The yellow box, a slipcased, bookhinged six-disc tray in a simple cardboard folder, has the usual maddening randomness of this kind of era-spanning CD anthology: here the tracks are arranged alphabetically by performer, resulting in a jarring, discontinuous, "jump cut" from one musical era, genre, and ensemble to another, although I got a kick out of Bizet's "Les Toreadors" leading into Morton Gould's "Boogie Woogie Etude." Of the 111 tracks, only forty are repeated from the red box (single-movement excerpts from longer works, mostly), but 71 tracks, culled from DG's archives, are new for the yellow box. Since any piece of music you haven't heard yet is new music, I was delighted to discover such lovely "new" pieces as the ethereal "Danza del trigo" from Ginastera's "Estancia" (Gustavo Dudamel and his Venezuelan youth orchestra) and the bluesy Sephardic lullaby, "Nani" from Osvaldo Golijov's "Ayre" (sung by Dawn Upshaw, backed by, I kid you not, the Andalucian Dogs).
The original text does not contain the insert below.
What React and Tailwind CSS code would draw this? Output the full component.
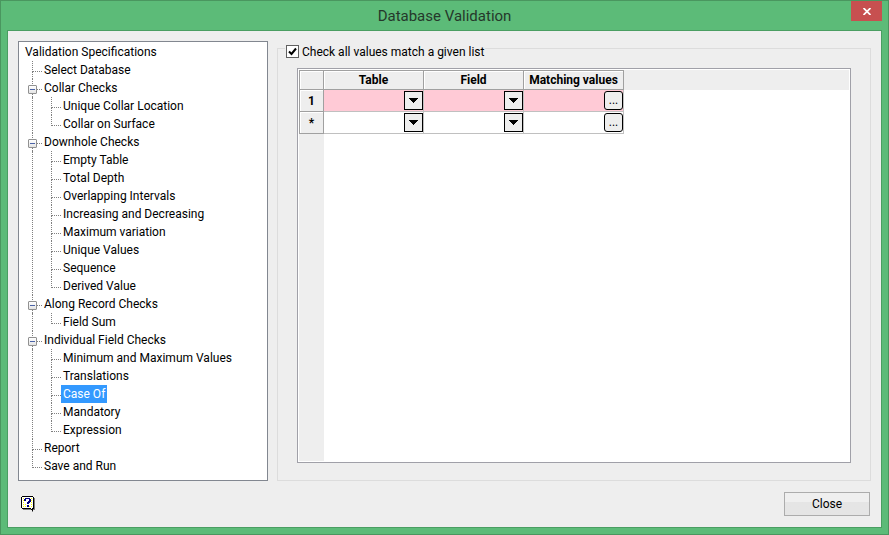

Other highlights of the collection include Cecilia Bartoli singing "Voi che sapete"; Kathleen Battle singing the "Pie Jesu" from Faure's Requiem; Enrico Caruso singing a Meyerbeer aria over a barely audible orchestra in 1907; a 1945 recording of Jascha Heifetz and Emanuel Bay turning "It Ain't Necessarily So" into a three minute melodrama; Luciano Pavarotti singing "Una furtiva lagrima"; performances by guitarists Andres Segovia, Goran Sollscher, and Narciso Yepes; and a tinny but exciting 1927 recording of Richard Strauss conducting the Berlin Staatskapelle in Mozart's G minor symphony (final movement).



Yellow box purchasers will also get to hear performances by violinists Pinchas Zukerman, Daniel Hope, Shlomo Mintz, Gidon Kremer, Nathan Milstein, and Itzhak Perlman; pianists Pierre-Laurent Aimard, Rafal Blechacz, Friedrich Gulda, Geza Anda, Shura Cherkassky, and Mikhail Pletnev; the Hagen, Melos, LaSalle and Emerson string quartets (playing, respectively, movements by Mozart, Debussy, Mendelssohn, and Bartok); conductors Christian Thielemann, Hans Rosbaud, Evgeny Mravinsky, and Neeme Jarvi; and singers Cheryl Studer, Elina Garanca, Teresa Berganza, Christa Ludwig, Hans Hotter, and Grace Bumbry.
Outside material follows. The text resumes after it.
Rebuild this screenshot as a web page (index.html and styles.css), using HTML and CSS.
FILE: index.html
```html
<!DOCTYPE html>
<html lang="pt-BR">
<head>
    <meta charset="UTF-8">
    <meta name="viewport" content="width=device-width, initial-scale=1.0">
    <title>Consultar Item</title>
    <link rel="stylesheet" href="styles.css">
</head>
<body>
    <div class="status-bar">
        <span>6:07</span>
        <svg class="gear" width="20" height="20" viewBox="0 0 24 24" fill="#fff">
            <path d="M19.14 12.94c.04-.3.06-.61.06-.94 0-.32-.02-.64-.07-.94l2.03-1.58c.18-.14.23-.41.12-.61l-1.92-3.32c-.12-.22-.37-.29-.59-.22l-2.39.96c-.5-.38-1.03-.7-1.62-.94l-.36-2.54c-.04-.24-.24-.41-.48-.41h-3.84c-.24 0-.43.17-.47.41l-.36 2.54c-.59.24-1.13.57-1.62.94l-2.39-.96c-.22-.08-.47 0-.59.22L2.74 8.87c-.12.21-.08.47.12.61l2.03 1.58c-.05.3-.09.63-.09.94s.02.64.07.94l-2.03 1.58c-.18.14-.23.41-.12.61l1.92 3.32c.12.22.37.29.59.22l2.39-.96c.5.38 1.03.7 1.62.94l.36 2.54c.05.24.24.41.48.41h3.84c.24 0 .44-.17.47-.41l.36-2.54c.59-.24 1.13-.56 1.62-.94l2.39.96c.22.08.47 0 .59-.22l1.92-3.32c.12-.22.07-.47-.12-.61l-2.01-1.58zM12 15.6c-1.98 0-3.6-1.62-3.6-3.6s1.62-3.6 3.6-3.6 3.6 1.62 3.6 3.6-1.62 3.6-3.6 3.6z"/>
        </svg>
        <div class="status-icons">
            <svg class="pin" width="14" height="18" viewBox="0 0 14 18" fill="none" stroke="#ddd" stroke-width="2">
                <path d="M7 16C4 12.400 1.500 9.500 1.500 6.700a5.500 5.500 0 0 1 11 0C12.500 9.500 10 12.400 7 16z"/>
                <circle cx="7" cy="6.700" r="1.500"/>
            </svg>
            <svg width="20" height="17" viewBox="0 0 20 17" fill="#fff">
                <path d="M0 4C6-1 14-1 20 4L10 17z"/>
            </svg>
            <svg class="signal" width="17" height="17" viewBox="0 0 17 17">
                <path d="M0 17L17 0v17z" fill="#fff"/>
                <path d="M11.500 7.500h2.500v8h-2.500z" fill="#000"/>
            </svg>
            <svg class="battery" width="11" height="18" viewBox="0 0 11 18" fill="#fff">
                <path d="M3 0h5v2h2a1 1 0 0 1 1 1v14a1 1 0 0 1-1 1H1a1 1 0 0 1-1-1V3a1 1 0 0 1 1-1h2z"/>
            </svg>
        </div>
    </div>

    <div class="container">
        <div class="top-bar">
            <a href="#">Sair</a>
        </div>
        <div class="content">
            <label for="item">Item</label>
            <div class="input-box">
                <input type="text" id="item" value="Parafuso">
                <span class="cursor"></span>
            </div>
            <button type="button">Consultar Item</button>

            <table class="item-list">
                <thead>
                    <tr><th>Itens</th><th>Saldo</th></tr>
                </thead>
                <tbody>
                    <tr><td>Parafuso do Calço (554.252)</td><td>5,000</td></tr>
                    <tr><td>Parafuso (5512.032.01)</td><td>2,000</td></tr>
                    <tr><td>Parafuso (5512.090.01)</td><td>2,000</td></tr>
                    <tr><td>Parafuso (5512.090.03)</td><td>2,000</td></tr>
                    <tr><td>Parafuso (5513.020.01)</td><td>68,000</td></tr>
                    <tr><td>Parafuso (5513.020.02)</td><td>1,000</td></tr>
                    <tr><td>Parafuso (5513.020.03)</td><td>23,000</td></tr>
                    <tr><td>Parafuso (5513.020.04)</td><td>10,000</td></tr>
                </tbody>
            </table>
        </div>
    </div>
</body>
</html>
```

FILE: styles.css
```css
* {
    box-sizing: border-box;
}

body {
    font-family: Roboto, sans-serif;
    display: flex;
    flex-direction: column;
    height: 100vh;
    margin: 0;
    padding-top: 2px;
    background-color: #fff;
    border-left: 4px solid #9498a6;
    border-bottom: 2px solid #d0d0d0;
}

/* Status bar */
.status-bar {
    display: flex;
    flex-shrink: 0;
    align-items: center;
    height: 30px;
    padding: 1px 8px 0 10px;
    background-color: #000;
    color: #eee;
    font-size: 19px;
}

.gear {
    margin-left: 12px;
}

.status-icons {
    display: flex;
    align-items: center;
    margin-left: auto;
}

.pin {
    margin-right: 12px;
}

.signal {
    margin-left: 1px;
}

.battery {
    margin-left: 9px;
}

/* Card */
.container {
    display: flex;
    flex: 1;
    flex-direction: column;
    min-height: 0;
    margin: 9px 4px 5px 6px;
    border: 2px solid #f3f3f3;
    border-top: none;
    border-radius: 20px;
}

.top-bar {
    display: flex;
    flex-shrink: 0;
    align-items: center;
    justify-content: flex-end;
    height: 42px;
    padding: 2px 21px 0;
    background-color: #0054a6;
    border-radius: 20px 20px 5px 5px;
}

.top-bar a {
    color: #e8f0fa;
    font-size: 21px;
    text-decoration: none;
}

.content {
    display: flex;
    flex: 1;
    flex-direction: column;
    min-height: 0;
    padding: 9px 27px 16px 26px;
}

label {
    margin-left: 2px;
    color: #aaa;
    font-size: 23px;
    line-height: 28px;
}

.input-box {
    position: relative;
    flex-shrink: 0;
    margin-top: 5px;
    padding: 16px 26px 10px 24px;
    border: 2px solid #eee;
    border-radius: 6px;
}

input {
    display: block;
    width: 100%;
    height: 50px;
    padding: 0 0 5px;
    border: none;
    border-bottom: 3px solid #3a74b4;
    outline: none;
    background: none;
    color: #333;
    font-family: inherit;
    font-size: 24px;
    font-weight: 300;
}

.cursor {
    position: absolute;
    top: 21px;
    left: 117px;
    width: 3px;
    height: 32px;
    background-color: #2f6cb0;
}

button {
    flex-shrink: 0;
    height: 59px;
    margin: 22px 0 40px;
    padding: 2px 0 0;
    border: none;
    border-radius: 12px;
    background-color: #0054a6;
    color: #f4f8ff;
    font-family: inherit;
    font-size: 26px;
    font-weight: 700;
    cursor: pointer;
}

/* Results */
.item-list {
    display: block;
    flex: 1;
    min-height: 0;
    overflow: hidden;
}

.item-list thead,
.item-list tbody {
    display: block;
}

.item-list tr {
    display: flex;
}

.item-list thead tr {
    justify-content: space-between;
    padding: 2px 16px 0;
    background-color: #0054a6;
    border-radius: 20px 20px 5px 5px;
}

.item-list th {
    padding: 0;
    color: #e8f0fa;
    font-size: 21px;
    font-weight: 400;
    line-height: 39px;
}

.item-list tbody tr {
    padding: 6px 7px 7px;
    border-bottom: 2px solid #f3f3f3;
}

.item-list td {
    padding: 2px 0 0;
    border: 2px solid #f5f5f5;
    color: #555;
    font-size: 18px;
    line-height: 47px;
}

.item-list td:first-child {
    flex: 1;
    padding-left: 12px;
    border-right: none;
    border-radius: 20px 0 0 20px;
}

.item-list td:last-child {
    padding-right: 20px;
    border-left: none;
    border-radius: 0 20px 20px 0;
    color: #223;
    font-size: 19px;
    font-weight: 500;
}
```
If it was Bach and Beethoven's music that dominated the red box, the yellow box belongs to Mozart and Beethoven, with Bach running a close third. "111 Classic Tracks" is a box of fine musical chocolates, an ear-tickling sampler of all the DG music you've missed. You'll want to enjoy most of it in full."
Good recordings, bad format
Russell I. Burnett | Newark, DE, USA | 01/29/2010
(2 out of 5 stars)

"I won a digital copy of this album in a contest. It contains excerpts from a number of great pieces, and a few even piqued my interest (e.g. the Sibelius Karelia Suite by Rosbaud/BPO). But the focus is on the different artists, not so much the compositions. I find the individual (and disjounted) tracks just don't grab my attention at all compared to the complete works. I can't help but think the composers themselves would agree.



Instead, I highly recommend purchasing some of the albums from which these individual tracks were taken. I've listened to the full 111 tracks once, and I may listen to them again at some point. The individual albums from the set that I own, however, get repeated listening and are actually worth investing in. Some I would even highly recommend (e.g. the Kleiber/VPO recording of Beethoven's Fifth & Seventh Symphonies, and the Kubelik/BPO recording of Dvorak's Eighth and Ninth Symphonies).



Thus, this collection can be a nice preview of what the actual albums hold, but I wouldn't be willing to pay more than I did for it (i.e. nothing). It's a nice marketing plan by Deutsche Grammophon to encourage people to buy more of their albums. While there's certainly value in such purchases, I find little value in this particular one."